Bright Lights Film Journal

An Evening With Kenneth Anger

Last night, I had the pleasure of attending a screening of some of Kenneth Anger’s most recent short films – hosted by Mr. Anger himself. The legendary “underground filmmaker” was surprisingly youthful and energetic for a guy born in 1927, looking not much older than he does in the picture at left, taken decades ago. He began the program (in typical Anger fashion, I suspect) by complaining about the quality of the projection at the Disney Concert Hall’s Redcat Theater where the event took place. And he had a point. As he screened footage from a work-in-progress entitled Scarred Faces, Anger noted that the theater’s digital projection was so soft we could not even see the scar on the face of the young man being photographed. This gave Anger an excuse to plug his next DVD release, The Films of Kenneth Anger, Vol. 3 (not yet available) where he assured us the images would be clear and sharp, just the way he likes ’em.

The first and best new film on the program was Mouse Heaven (2005), a montage of toys and other products from the 1930s featuring the iconic Mickey Mouse – not the “humanized” Mickey introduced by Fantasia in 1940, but the Depression era Mickey whom Anger characterizes as a “demon” and an “imp.” The film is a showcase for Anger’s editing skills and use of color, making the toys come alive as it were. (At one point, a puppet Mickey *lip synchs* to a recording from the period.) The irony of showing a film that the Disney company has tried to suppress – for no good reason – at a concert hall named after Disney was not lost on Anger.
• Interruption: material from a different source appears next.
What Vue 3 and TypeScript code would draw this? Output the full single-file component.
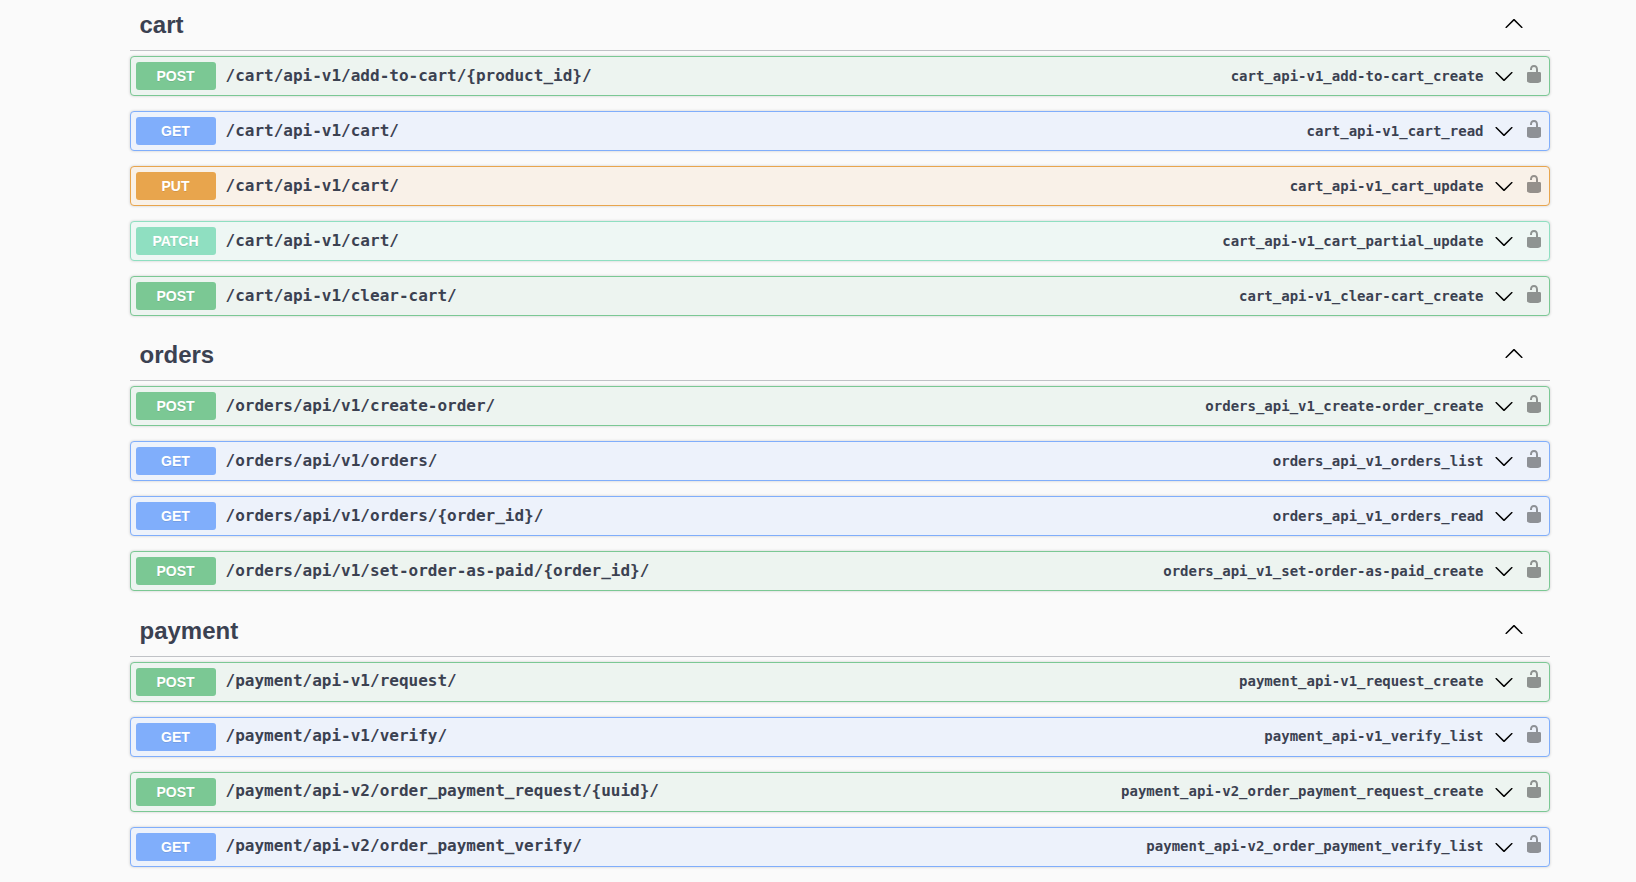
<script setup lang="ts">
type Op = { method: string; path: string; id: string };
type Tag = { name: string; ops: Op[] };

const tags: Tag[] = [
  {
    name: "cart",
    ops: [
      { method: "post", path: "/cart/api-v1/add-to-cart/{product_id}/", id: "cart_api-v1_add-to-cart_create" },
      { method: "get", path: "/cart/api-v1/cart/", id: "cart_api-v1_cart_read" },
      { method: "put", path: "/cart/api-v1/cart/", id: "cart_api-v1_cart_update" },
      { method: "patch", path: "/cart/api-v1/cart/", id: "cart_api-v1_cart_partial_update" },
      { method: "post", path: "/cart/api-v1/clear-cart/", id: "cart_api-v1_clear-cart_create" },
    ],
  },
  {
    name: "orders",
    ops: [
      { method: "post", path: "/orders/api/v1/create-order/", id: "orders_api_v1_create-order_create" },
      { method: "get", path: "/orders/api/v1/orders/", id: "orders_api_v1_orders_list" },
      { method: "get", path: "/orders/api/v1/orders/{order_id}/", id: "orders_api_v1_orders_read" },
      { method: "post", path: "/orders/api/v1/set-order-as-paid/{order_id}/", id: "orders_api_v1_set-order-as-paid_create" },
    ],
  },
  {
    name: "payment",
    ops: [
      { method: "post", path: "/payment/api-v1/request/", id: "payment_api-v1_request_create" },
      { method: "get", path: "/payment/api-v1/verify/", id: "payment_api-v1_verify_list" },
      { method: "post", path: "/payment/api-v2/order_payment_request/{uuid}/", id: "payment_api-v2_order_payment_request_create" },
      { method: "get", path: "/payment/api-v2/order_payment_verify/", id: "payment_api-v2_order_payment_verify_list" },
    ],
  },
];
</script>

<template>
  <div class="wrapper">
    <section v-for="tag in tags" :key="tag.name" class="tag-section">
      <h3 class="tag">
        <span class="tag-name">{{ tag.name }}</span>
        <svg class="tag-arrow" viewBox="0 0 20 20" width="20" height="20">
          <path d="M17.418 14.908c.272.268.709.268.979 0s.271-.701 0-.969l-7.908-7.83c-.27-.268-.707-.268-.979 0l-7.908 7.83c-.27.268-.27.701 0 .969.271.268.709.268.979 0L10 7.75l7.418 7.158z" />
        </svg>
      </h3>
      <div v-for="op in tag.ops" :key="op.id" class="opblock" :class="op.method">
        <span class="method">{{ op.method.toUpperCase() }}</span>
        <span class="path">{{ op.path }}</span>
        <span class="op-id">{{ op.id }}</span>
        <span class="arrow">
          <svg viewBox="0 0 20 20" width="20" height="20">
            <path d="M17.418 6.109c.272-.268.709-.268.979 0s.271.701 0 .969l-7.908 7.83c-.27.268-.707.268-.979 0l-7.908-7.83c-.27-.268-.27-.701 0-.969.271-.268.709-.268.979 0L10 13.25l7.418-7.141z" />
          </svg>
        </span>
        <svg class="lock" viewBox="0 0 20 20" width="20" height="20">
          <path d="M15.8 8H14V5.6C14 2.703 12.665 1 10 1 7.334 1 6 2.703 6 5.6V6h2v-.801C8 3.754 8.797 3 10 3c1.203 0 2 .754 2 2.199V8H4c-.553 0-1 .646-1 1.199V17c0 .549.428 1.139.951 1.307l1.197.387C5.672 18.861 6.55 19 7.1 19h5.8c.549 0 1.428-.139 1.951-.307l1.196-.387c.524-.167.953-.757.953-1.306V9.199C17 8.646 16.352 8 15.8 8z" />
        </svg>
      </div>
    </section>
  </div>
</template>

<style>
html,
body {
  background: #fafafa;
}
</style>

<style scoped>
.wrapper {
  width: 1420px;
  margin-left: 129.5px;
  padding-top: 0.6px;
  font-family: "Liberation Sans", sans-serif;
  color: #3b4151;
}

.tag {
  display: flex;
  align-items: center;
  justify-content: space-between;
  box-sizing: border-box;
  height: 50.45px;
  margin: 0 0 5px;
  padding: 0 26px 1px 10px;
  border-bottom: 1px solid rgba(59, 65, 81, 0.3);
  font-size: 24px;
  font-weight: 700;
}

.tag-arrow {
  margin-top: -4px;
}

.opblock {
  display: flex;
  align-items: center;
  box-sizing: border-box;
  height: 40px;
  margin-bottom: 15px;
  padding: 0 5px;
  border: 1px solid;
  border-radius: 4px;
  box-shadow: 0 0 3px rgba(0, 0, 0, 0.19);
}

.method {
  width: 80px;
  height: 28px;
  flex: none;
  border-radius: 3px;
  color: #fff;
  font-size: 14px;
  font-weight: 700;
  line-height: 28px;
  text-align: center;
  text-shadow: 0 1px 0 rgba(0, 0, 0, 0.1);
}

.path {
  flex: 1;
  padding: 0 10px 2px;
  font-family: "DejaVu Sans Mono", monospace;
  font-size: 16px;
  font-weight: 600;
}

.op-id {
  padding-bottom: 1px;
  font-family: "DejaVu Sans Mono", monospace;
  font-size: 14px;
  font-weight: 600;
}

.arrow {
  display: flex;
  padding: 0 10px;
}

.lock {
  flex: none;
  fill: rgba(0, 0, 0, 0.4);
  margin-top: -5px;
}

.post {
  background: #edf4f0;
  border-color: #7bc894;
}
.post .method {
  background: #7bc894;
}
.get {
  background: #edf2fb;
  border-color: #80aefb;
}
.get .method {
  background: #80aefb;
}
.put {
  background: #f9f1e8;
  border-color: #e8a54d;
}
.put .method {
  background: #e8a54d;
}
.patch {
  background: #eef7f4;
  border-color: #8fdfc1;
}
.patch .method {
  background: #8fdfc1;
}
</style>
The second film on the program, Ich Will (2008), concerns another 20th Century icon, Adolph Hitler, and his Boy Scout-like Hitler Youth. Consisting entirely of footage shot by the Nazis themselves (tinted and otherwise processed by Anger), the film inevitably recalls the work of Leni Riefenstahl (Triumph of the Will) whom Anger knew. As in most of Anger’s films, there is no dialogue or story per se – rather, a series of powerful images brilliantly edited to music, in this case, the Ninth Symphony of Anton Bruckner. The film was commissioned by an Austrian film festival who wanted to premiere an original work by Anger. Accepting the commission and given complete freedom to do as he pleased, Anger decided to throw Austria’s history back into its face.

The remaining new films on the program were comparatively lightweight. Elliott’s Suicide (2007) is a home movie-like tribute to the late musician Elliott Smith, a former neighbor of Anger’s in L.A.’s Silver Lake district. Foreplay (2008) is a montage of young soccer players training for a game. I’ll Be Watching You (2007), scored by the Police song of the same name, is a 5-minute short about a security guard watching a surveillance monitor on which he observes two men having sex in an underground parking garage. Except for the hardcore sex, it’s like something one might find on YouTube.

The program concluded with a screening of Anger’s most famous film, Scorpio Rising (1963), his rock-scored ode to biker gangs that has influenced everybody from Roger Corman and Martin Scorsese to R.W. Fassbinder and David Lynch. (Anger used the song “Blue Velvet” on his soundtrack 20 years before Lynch did.) This taboo-busting experimental masterpiece is available on DVD, and if you haven’t seen it already, I recommend that you get hold of a copy tout de suite.